After setbacks by Russian forces in Ukraine, Chechen warlord and Putin ally Ramzan Kadyrov urged the Kremlin to use a tactical nuclear weapon on the battlefield. Doing so would have little military value, and the Kremlin seemed to discount Kadyrov’s provocative advice. “There can be no other considerations when it comes to this,” Kremlin spokesman Dmitry Peskov said when asked about Kadyrov’s suggestion.
As Putin doubtlessly knows, using a nuclear weapon against Ukrainian military positions or cities would have devastating ramifications for Russia that would almost certainly include a military response from the United States and its allies. And any attack on a NATO member such as Poland or one of Baltic states would trigger the alliance’s collective defense doctrine, leading to a wider European conflict in which Russia would be unlikely to prevail.
There would be geopolitical consequences too. “I would say that even China and India will have a quite harsh response, at least rhetorically, in case Russia detonates a nuclear bomb. Putin will risk losing his only friends if he does that,” Estonia’s outgoing spy chief Mikk Marran recently told Yahoo News.
None of this has stopped Putin from brandishing the possibility of nuclear annihilation several times during the war in Ukraine, despite the fact that several weeks before the invasion, five nuclear-armed states — including both Russia and the U.S. — issued a joint statement affirming that “nuclear weapons — for as long as they continue to exist — should serve defensive purposes, deter aggression, and prevent war. We believe strongly that the further spread of such weapons must be prevented.”
As Russian troops swept into Ukraine and the West rose to denounce the Kremlin, Putin put the nation’s nuclear forces on high alert and warned the nations allied against him of “consequences that you have never encountered in your history.”
At the time, Biden downplayed the threat. Asked if there were reasons to worry about nuclear war during a February event at the White House, Biden answered with a single word: “No.”
In April, after Russian Foreign Minister Sergei Lavrov described the threat of nuclear war as “serious,” Biden issued a more firm denunciation. “No one should be making idle comments about the use of nuclear weapons or the possibility of the need to use them,” he said.

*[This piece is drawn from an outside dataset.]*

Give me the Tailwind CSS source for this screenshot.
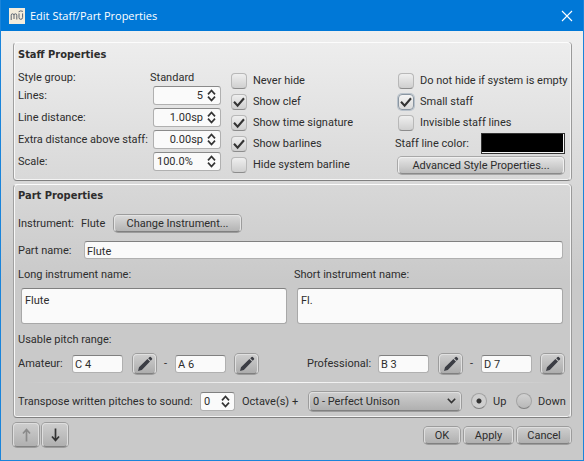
<!DOCTYPE html>
<html lang="en">
<head>
<meta charset="utf-8">
<meta name="viewport" content="width=device-width, initial-scale=1">
<title>Edit Staff/Part Properties</title>
<script src="https://cdn.jsdelivr.net/npm/@tailwindcss/browser@4"></script>
</head>
<body class="font-['Roboto','DejaVu_Sans_Condensed',sans-serif] text-[11px] leading-4 text-[#2d2d2d]">
<svg class="hidden" aria-hidden="true">
  <symbol id="step-up" viewBox="0 0 9 6"><path d="M1 5.3 4.5 1.5 8 5.3" fill="none" stroke="#333" stroke-width="1.7"/></symbol>
  <symbol id="step-down" viewBox="0 0 9 6"><path d="M1 .7 4.5 4.5 8 .7" fill="none" stroke="#333" stroke-width="1.7"/></symbol>
  <symbol id="tick" viewBox="0 0 12 12"><path d="M1 5.8 4.6 9.6 11 2.2" fill="none" stroke="#333" stroke-width="2.1"/></symbol>
  <symbol id="pencil" viewBox="0 0 16 16"><path d="M1 15 2 11.2 10.4 3 13 5.6 4.8 14Z M11.2 2.3 12.6 1Q13.2.6 13.8 1L15 2.2Q15.5 2.9 15 3.5L13.7 4.8Z" fill="#3b3d44"/></symbol>
</svg>
<div class="flex min-h-screen flex-col border border-t-0 border-[#1a84da] bg-[#c9c9c9]">
  <header class="flex h-[31px] shrink-0 items-center bg-[#0078d7] pr-2 pl-2 text-white">
    <svg class="size-4" viewBox="0 0 16 16" aria-hidden="true">
      <rect width="16" height="16" fill="#f3ecdc"/>
      <path d="M2.2 12V7.2Q2.2 5.8 3.5 5.8T5 7.2V11M5 7.2Q5 5.8 6.4 5.8T7.8 7.2V11.5M10 5.4V9.5Q10 11.3 11.8 11.3T13.6 9.5V5.4M9.6 3.8Q11.5 2.2 13.9 3.4" fill="none" stroke="#4b5565" stroke-width=".9"/>
    </svg>
    <h1 class="ml-[5px] flex-1 font-['Open_Sans','Noto_Sans',sans-serif] text-[11px]">Edit Staff/Part Properties</h1>
    <button type="button" aria-label="Close" class="flex size-4 items-center justify-center">
      <svg class="size-3" viewBox="0 0 12 12"><path d="M1 1 11 11M11 1 1 11" stroke="#fff" stroke-width="1.1"/></svg>
    </button>
  </header>

  <main class="flex flex-1 flex-col gap-[3px] bg-[linear-gradient(to_bottom,#efefef_0px,#c9c9c9_250px)] px-3 pt-[11px]">
    <section class="rounded-[4px] border border-t-[#fcfcfc] border-r-[#f4f4f4] border-b-[#808080] border-l-[#a0a0a0] px-[4px] pt-[3px] pb-[5px] shadow-[inset_1px_0_#f8f8f8,inset_0_-1px_#f4f4f4,1px_0_#9a9a9a]">
      <h2 class="h-5 font-['DejaVu_Sans_Condensed','DejaVu_Sans',sans-serif] leading-[18px] font-bold">Staff Properties</h2>
      <div class="flex items-start">
        <div class="grid grid-cols-[135px_68px] items-center">
          <span class="h-[18px] leading-6">Style group:</span><span class="-ml-[3px] h-[18px] leading-6">Standard</span>
          <label for="lines" class="h-[22px] leading-6">Lines:</label>
          <div class="flex h-[19px] items-center rounded-[3px] border border-[#b0b0b0] border-t-[#8a8a8a] bg-[#fafafa] pr-1">
            <input id="lines" value="5" class="w-0 flex-1 bg-transparent pt-px text-right outline-none">
            <span class="ml-1 flex flex-col gap-px"><button type="button" aria-label="Increase"><svg class="block h-[6px] w-[9px]"><use href="#step-up"/></svg></button><button type="button" aria-label="Decrease"><svg class="block h-[6px] w-[9px]"><use href="#step-down"/></svg></button></span>
          </div>
          <label for="dist" class="h-[22px] leading-6">Line distance:</label>
          <div class="flex h-[19px] items-center rounded-[3px] border border-[#b0b0b0] border-t-[#8a8a8a] bg-[#fafafa] pr-1">
            <input id="dist" value="1.00sp" class="w-0 flex-1 bg-transparent pt-px text-right outline-none">
            <span class="ml-1 flex flex-col gap-px"><button type="button" aria-label="Increase"><svg class="block h-[6px] w-[9px]"><use href="#step-up"/></svg></button><button type="button" aria-label="Decrease"><svg class="block h-[6px] w-[9px]"><use href="#step-down"/></svg></button></span>
          </div>
          <label for="extra" class="h-[22px] leading-6 whitespace-nowrap">Extra distance above staff:</label>
          <div class="flex h-[19px] items-center rounded-[3px] border border-[#b0b0b0] border-t-[#8a8a8a] bg-[#fafafa] pr-1">
            <input id="extra" value="0.00sp" class="w-0 flex-1 bg-transparent pt-px text-right outline-none">
            <span class="ml-1 flex flex-col gap-px"><button type="button" aria-label="Increase"><svg class="block h-[6px] w-[9px]"><use href="#step-up"/></svg></button><button type="button" aria-label="Decrease"><svg class="block h-[6px] w-[9px]"><use href="#step-down"/></svg></button></span>
          </div>
          <label for="scale" class="h-[22px] leading-6">Scale:</label>
          <div class="flex h-[19px] items-center rounded-[3px] border border-[#b0b0b0] border-t-[#8a8a8a] bg-[#fafafa] pr-1 pl-[3px]">
            <input id="scale" value="100.0%" class="w-0 flex-1 bg-transparent pt-px outline-none">
            <span class="ml-1 flex flex-col gap-px"><button type="button" aria-label="Increase"><svg class="block h-[6px] w-[9px]"><use href="#step-up"/></svg></button><button type="button" aria-label="Decrease"><svg class="block h-[6px] w-[9px]"><use href="#step-down"/></svg></button></span>
          </div>
        </div>

        <div class="ml-[10px] flex flex-1 flex-col pt-1">
          <label class="flex h-[21px] items-center gap-[6px]"><span class="grid size-4"><input type="checkbox" class="peer col-start-1 row-start-1 size-4 appearance-none rounded-[4px] border border-[#b8b8b8] border-b-[#8c8c8c] bg-linear-to-b from-[#efefef] to-[#cfcfcf]"><svg class="col-start-1 row-start-1 hidden size-3 place-self-center peer-checked:block"><use href="#tick"/></svg></span><span class="pt-px">Never hide</span></label>
          <label class="flex h-[21px] items-center gap-[6px]"><span class="grid size-4"><input type="checkbox" checked class="peer col-start-1 row-start-1 size-4 appearance-none rounded-[4px] border border-[#b8b8b8] border-b-[#8c8c8c] bg-linear-to-b from-[#efefef] to-[#cfcfcf]"><svg class="col-start-1 row-start-1 hidden size-3 place-self-center peer-checked:block"><use href="#tick"/></svg></span><span class="pt-px">Show clef</span></label>
          <label class="flex h-[21px] items-center gap-[6px]"><span class="grid size-4"><input type="checkbox" checked class="peer col-start-1 row-start-1 size-4 appearance-none rounded-[4px] border border-[#b8b8b8] border-b-[#8c8c8c] bg-linear-to-b from-[#efefef] to-[#cfcfcf]"><svg class="col-start-1 row-start-1 hidden size-3 place-self-center peer-checked:block"><use href="#tick"/></svg></span><span class="pt-px">Show time signature</span></label>
          <label class="flex h-[21px] items-center gap-[6px]"><span class="grid size-4"><input type="checkbox" checked class="peer col-start-1 row-start-1 size-4 appearance-none rounded-[4px] border border-[#b8b8b8] border-b-[#8c8c8c] bg-linear-to-b from-[#efefef] to-[#cfcfcf]"><svg class="col-start-1 row-start-1 hidden size-3 place-self-center peer-checked:block"><use href="#tick"/></svg></span><span class="pt-px">Show barlines</span></label>
          <label class="flex h-[21px] items-center gap-[6px]"><span class="grid size-4"><input type="checkbox" class="peer col-start-1 row-start-1 size-4 appearance-none rounded-[4px] border border-[#b8b8b8] border-b-[#8c8c8c] bg-linear-to-b from-[#efefef] to-[#cfcfcf]"><svg class="col-start-1 row-start-1 hidden size-3 place-self-center peer-checked:block"><use href="#tick"/></svg></span><span class="pt-px">Hide system barline</span></label>
        </div>

        <div class="flex w-[171px] flex-col pt-1 pr-px">
          <label class="ml-[3px] flex h-[21px] items-center gap-[6px] whitespace-nowrap"><span class="grid size-4"><input type="checkbox" class="peer col-start-1 row-start-1 size-4 appearance-none rounded-[4px] border border-[#b8b8b8] border-b-[#8c8c8c] bg-linear-to-b from-[#efefef] to-[#cfcfcf]"><svg class="col-start-1 row-start-1 hidden size-3 place-self-center peer-checked:block"><use href="#tick"/></svg></span><span class="pt-px">Do not hide if system is empty</span></label>
          <label class="ml-[3px] flex h-[21px] items-center gap-[6px]"><span class="grid size-4"><input type="checkbox" checked class="peer col-start-1 row-start-1 size-4 appearance-none rounded-[4px] border border-[#8a96a2] bg-linear-to-b from-[#f4f4f4] to-[#dadada] ring-1 ring-[#b9c2cb]"><svg class="col-start-1 row-start-1 hidden size-3 place-self-center peer-checked:block"><use href="#tick"/></svg></span><span class="pt-px">Small staff</span></label>
          <label class="ml-[3px] flex h-[21px] items-center gap-[6px]"><span class="grid size-4"><input type="checkbox" class="peer col-start-1 row-start-1 size-4 appearance-none rounded-[4px] border border-[#b8b8b8] border-b-[#8c8c8c] bg-linear-to-b from-[#efefef] to-[#cfcfcf]"><svg class="col-start-1 row-start-1 hidden size-3 place-self-center peer-checked:block"><use href="#tick"/></svg></span><span class="pt-px">Invisible staff lines</span></label>
          <div class="flex h-[21px] items-center justify-between"><span class="pt-px">Staff line color:</span><button type="button" aria-label="Staff line color" class="h-[21px] w-[84px] border border-[#333] bg-black shadow-[inset_-1px_-1px_#f4f4f4]"></button></div>
          <button type="button" class="mt-[3px] mr-px ml-[3px] h-[17px] rounded-[4px] border border-[#f0f0f0] border-b-[#8a8a8a] bg-linear-to-b from-[#e4e4e4] to-[#bcbcbc] shadow-[0_0_0_1px_#a8a8a8]">Advanced Style Properties...</button>
        </div>
      </div>
    </section>

    <section class="rounded-[4px] border border-t-[#fcfcfc] border-r-[#f4f4f4] border-b-[#808080] border-l-[#a0a0a0] px-[4px] pt-[3px] pb-[6px] shadow-[inset_1px_0_#f8f8f8,inset_0_-1px_#f4f4f4,1px_0_#9a9a9a]">
      <h2 class="font-['DejaVu_Sans_Condensed','DejaVu_Sans',sans-serif] font-bold">Part Properties</h2>
      <div class="mt-[10px] flex h-[18px] items-center"><span class="w-[63px] pt-px">Instrument:</span><span class="w-[33px] pt-px">Flute</span>
        <button type="button" class="h-[17px] w-[127px] rounded-[4px] border border-[#e4e4e4] border-b-[#808080] bg-linear-to-b from-[#d8d8d8] to-[#b4b4b4] shadow-[0_0_0_1px_#9c9c9c]">Change Instrument...</button>
      </div>
      <div class="mt-[9px] mr-[3px] flex items-center"><label for="part" class="w-[66px] pt-[2px]">Part name:</label>
        <input id="part" value="Flute" class="h-[18px] w-0 flex-1 rounded-[3px] border border-[#b0b0b0] border-t-[#808080] bg-[#fafafa] px-[2px] pt-[2px] outline-none">
      </div>
      <div class="mt-[7px] mr-[3px] grid grid-cols-2 gap-x-[7px]">
        <label for="long" class="pt-px">Long instrument name:</label><label for="short" class="pt-px">Short instrument name:</label>
        <textarea id="long" class="mt-[5px] ml-[3px] h-9 resize-none rounded-[3px] border border-[#a8a8a8] border-t-[#808080] bg-[#fafafa] px-[3px] pt-[4px] outline-none">Flute</textarea>
        <textarea id="short" class="mt-[5px] ml-[3px] h-9 resize-none rounded-[3px] border border-[#a8a8a8] border-t-[#808080] bg-[#fafafa] px-[3px] pt-[4px] outline-none">Fl.</textarea>
      </div>
      <h3 class="mt-[8px]">Usable pitch range:</h3>
      <div class="mt-[5px] mr-[2px] flex justify-between">
        <div class="flex h-[21px] items-center"><label for="am1" class="w-[54px] pt-px">Amateur:</label>
          <input id="am1" value="C 4" class="h-[18px] w-[51px] rounded-[3px] border border-[#b0b0b0] border-t-[#808080] bg-[#fafafa] px-[2px] pt-px outline-none">
          <button type="button" aria-label="Edit amateur low pitch" class="ml-[10px] flex h-5 w-[23px] items-center justify-center rounded-[4px] border border-[#e0e0e0] border-b-[#808080] bg-linear-to-b from-[#cdcdcd] to-[#adadad] shadow-[0_0_0_1px_#9c9c9c]"><svg class="size-4"><use href="#pencil"/></svg></button>
          <span class="w-[19px] text-center">-</span>
          <input aria-label="Amateur high pitch" value="A 6" class="h-[18px] w-[51px] rounded-[3px] border border-[#b0b0b0] border-t-[#808080] bg-[#fafafa] px-[2px] pt-px outline-none">
          <button type="button" aria-label="Edit amateur high pitch" class="ml-[9px] flex h-5 w-[23px] items-center justify-center rounded-[4px] border border-[#e0e0e0] border-b-[#808080] bg-linear-to-b from-[#cdcdcd] to-[#adadad] shadow-[0_0_0_1px_#9c9c9c]"><svg class="size-4"><use href="#pencil"/></svg></button>
        </div>
        <div class="flex h-[21px] items-center"><label for="pr1" class="w-[71px] pt-px">Professional:</label>
          <input id="pr1" value="B 3" class="h-[18px] w-[51px] rounded-[3px] border border-[#b0b0b0] border-t-[#808080] bg-[#fafafa] px-[2px] pt-px outline-none">
          <button type="button" aria-label="Edit professional low pitch" class="ml-[10px] flex h-5 w-[23px] items-center justify-center rounded-[4px] border border-[#e0e0e0] border-b-[#808080] bg-linear-to-b from-[#cdcdcd] to-[#adadad] shadow-[0_0_0_1px_#9c9c9c]"><svg class="size-4"><use href="#pencil"/></svg></button>
          <span class="w-[19px] text-center">-</span>
          <input aria-label="Professional high pitch" value="D 7" class="h-[18px] w-[51px] rounded-[3px] border border-[#b0b0b0] border-t-[#808080] bg-[#fafafa] px-[2px] pt-px outline-none">
          <button type="button" aria-label="Edit professional high pitch" class="ml-[9px] flex h-5 w-[23px] items-center justify-center rounded-[4px] border border-[#e0e0e0] border-b-[#808080] bg-linear-to-b from-[#cdcdcd] to-[#adadad] shadow-[0_0_0_1px_#9c9c9c]"><svg class="size-4"><use href="#pencil"/></svg></button>
        </div>
      </div>
      <hr class="mx-1 mt-[8px] h-px border-0 bg-linear-to-r from-transparent via-[#f8f8f8] to-transparent">
      <div class="mt-[8px] flex h-5 items-center whitespace-nowrap">
        <label for="oct" class="w-[182px] pt-[2px]">Transpose written pitches to sound:</label>
        <div class="flex h-[19px] w-[35px] items-center rounded-[3px] border border-[#b0b0b0] border-t-[#808080] bg-[#fafafa] pr-1 pl-[3px]">
          <input id="oct" value="0" class="w-0 flex-1 bg-transparent pt-[2px] outline-none">
          <span class="flex flex-col gap-px"><button type="button" aria-label="Increase"><svg class="block h-[6px] w-[9px]"><use href="#step-up"/></svg></button><button type="button" aria-label="Decrease"><svg class="block h-[6px] w-[9px]"><use href="#step-down"/></svg></button></span>
        </div>
        <label for="interval" class="ml-[7px] w-[67px] pt-[2px]">Octave(s) +</label>
        <div class="grid w-[152px] grow">
          <select id="interval" class="col-start-1 row-start-1 h-[19px] w-full appearance-none rounded-[4px] border border-[#e0e0e0] border-b-[#808080] bg-linear-to-b from-[#cdcdcd] to-[#b0b0b0] pt-px pl-[3px] shadow-[0_0_0_1px_#9c9c9c]"><option>0 - Perfect Unison</option></select>
          <svg class="pointer-events-none col-start-1 row-start-1 mr-[5px] h-[6px] w-[9px] self-center justify-self-end" viewBox="0 0 9 6"><path d="M.8 .8 4.5 4.6 8.2 .8" fill="none" stroke="#333" stroke-width="1.6"/></svg>
        </div>
        <label class="ml-[10px] flex w-9 items-center gap-[6px]"><input type="radio" name="dir" checked class="size-4 appearance-none rounded-full border border-[#a4a4a4] border-b-[#808080] bg-[radial-gradient(circle,#333_2px,#cfcfcf_3px)]"><span class="pt-px">Up</span></label>
        <label class="ml-[9px] flex w-[50px] items-center gap-[6px]"><input type="radio" name="dir" class="size-4 appearance-none rounded-full border border-[#a4a4a4] border-b-[#808080] bg-linear-to-b from-[#d2d2d2] to-[#b8b8b8]"><span class="pt-px">Down</span></label>
      </div>
    </section>

    <footer class="mt-[2px] flex items-center justify-between">
      <div class="flex gap-[3px]">
        <button type="button" disabled aria-label="Previous staff" class="flex h-6 w-[26px] items-center justify-center rounded-[4px] border border-[#dedede] border-b-[#808080] bg-linear-to-b from-[#cdcdcd] to-[#b0b0b0] shadow-[0_0_0_1px_#9c9c9c]"><svg class="h-[14px] w-[9px]" viewBox="0 0 9 14"><path d="M4.5 13.5V2M1 5.5 4.5 1.5 8 5.5" fill="none" stroke="#8a8a8a" stroke-width="1.7"/></svg></button>
        <button type="button" aria-label="Next staff" class="flex h-6 w-[26px] items-center justify-center rounded-[4px] border border-[#dedede] border-b-[#808080] bg-linear-to-b from-[#cdcdcd] to-[#b0b0b0] shadow-[0_0_0_1px_#9c9c9c]"><svg class="h-[14px] w-[9px]" viewBox="0 0 9 14"><path d="M4.5 .5V12M1 8.5 4.5 12.5 8 8.5" fill="none" stroke="#333" stroke-width="1.7"/></svg></button>
      </div>
      <div class="flex gap-[4px]">
        <button type="button" class="h-[17px] w-9 rounded-[4px] border border-[#dedede] border-b-[#808080] bg-linear-to-b from-[#cdcdcd] to-[#b0b0b0] shadow-[0_0_0_1px_#9c9c9c]">OK</button>
        <button type="button" class="h-[17px] w-[49px] rounded-[4px] border border-[#dedede] border-b-[#808080] bg-linear-to-b from-[#cdcdcd] to-[#b0b0b0] shadow-[0_0_0_1px_#9c9c9c]">Apply</button>
        <button type="button" class="h-[17px] w-[54px] rounded-[4px] border border-[#dedede] border-b-[#808080] bg-linear-to-b from-[#cdcdcd] to-[#b0b0b0] shadow-[0_0_0_1px_#9c9c9c]">Cancel</button>
      </div>
    </footer>
  </main>
</div>
</body>
</html>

Throughout the summer, Russia made few advances on the battlefield, as Western weapons continued to flow to Ukraine. Then, last month, a devastating Ukraine counteroffensive saw Russian forces retreat from occupied regions in the country’s war-torn eastern borderlands.
Even top Kremlin propagandists began to worry about the state of an invasion that was supposed to last a few days, but now had Putin dispatching hundreds of thousands of new soldiers to the frontlines. And some observers worried that an increasingly desperate Putin could salvage the invasion with the most terrifying weapons in his arsenal — weapons that had never been used before, except (as Putin himself is fond of reminded) by the United States against Japanese cities in World War II.
In a mid-September “60 Minutes” interview, Biden had a simple message for the Kremlin about a nuclear strike: “Don’t. Don’t. Don’t. It would change the face of war unlike anything since World War II.”
The reality is that Biden can only do so much, other than meeting Putin’s rhetoric with his own. The White House knows that Russia is unlikely to leave Ukraine anytime soon but it hopes that, at the very least, the Kremlin can be convinced that the conflict does not have to devolve into unconventional, world-imperiling warfare.
“Putin seems to be more interested in not blinking than in getting out of the crisis,” says Nina Khrushcheva, a granddaughter of Nikita Khrushchev who teaches at the New School in New York and recently returned from a stay in Moscow of several months. “The story is driven by its own sensationalism,” she said of the threatening rhetoric emanating from the Kremlin.
She says that Khrushchev “understood the human terms” of a potential conflict with the United States and never wanted the Cold War to lapse into mutual assured destruction.
“Putin is a direct descendant of Stalin,” Khrushcheva said, and described his apparent quest to reestablish a Russian empire as “insane.”
Indeed, the shift in Biden’s own tone has come as Putin’s ambitions have taken on increasingly dark and grandiose overtones. Putin and his top advisers now depict the war as a struggle between a morally upright Russia and a colonial, war-hungry West.
“We’re past Khrushchev,” Khrushcheva said, and poined out that the Cuban missile crisis lasted only 13 days. The war in Ukraine is now in its 8th month.